We Hereby Refuse: Japanese American Resistance to Wartime Incarceration

“… a fantastic graphic novel. Whether or not you usually read graphic novels, you should read this one. It’s called We Hereby Refuse: Japanese American Resistance to Wartime Incarceration. Phenomenal book.” – Rachel Maddow

“Deftly upends the compliant narrative with impeccably documented stories of resistance and rebellion … Made urgent yet again, the trio’s courageous refusals to accept the U.S.–their!–government’s heinous miscarriage of justice should irrefutably embolden new generations … Their collective history will resonate with older teens. Also highly recommended for high-school and college classrooms.” — Terry Hong, Booklist

“It leaves you simultaneously furious, questioning ideas of loyalty and citizenship … and deeply moved. May all of us learn, and share, these stories.” — Moira Macdonald, The Seattle Times

Three voices. Three acts of defiance. One mass injustice.

The story of camp as you’ve never seen it before.

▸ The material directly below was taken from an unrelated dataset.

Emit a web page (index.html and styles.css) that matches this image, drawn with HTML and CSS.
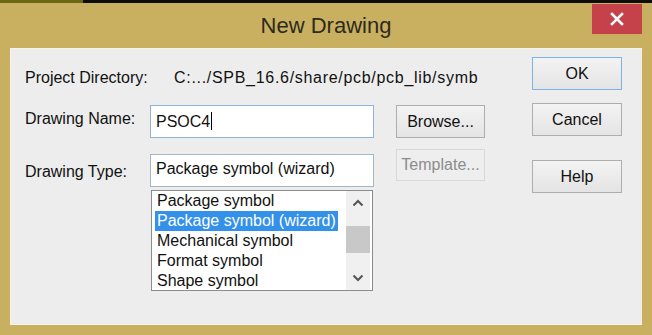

Japanese Americans complied when evicted from their homes in World War II — but many refused to submit to imprisonment in American concentration camps without a fight.

In this groundbreaking graphic novel, meet JIM AKUTSU, the inspiration for John Okada’s No-No Boy, who refuses to be drafted from the camp at Minidoka when classified as a non-citizen, an enemy alien; HIROSHI KASHIWAGI, who resists government pressure to sign a loyalty oath at Tule Lake, but yields to family pressure to renounce his U.S. citizenship; and MITSUYE ENDO, a reluctant recruit to a lawsuit contesting her imprisonment, who refuses a chance to leave the camp at Topaz so that her case could reach the U.S. Supreme Court.

Based upon painstaking research, We Hereby Refuse presents an original vision of America’s past with disturbing links to the American present.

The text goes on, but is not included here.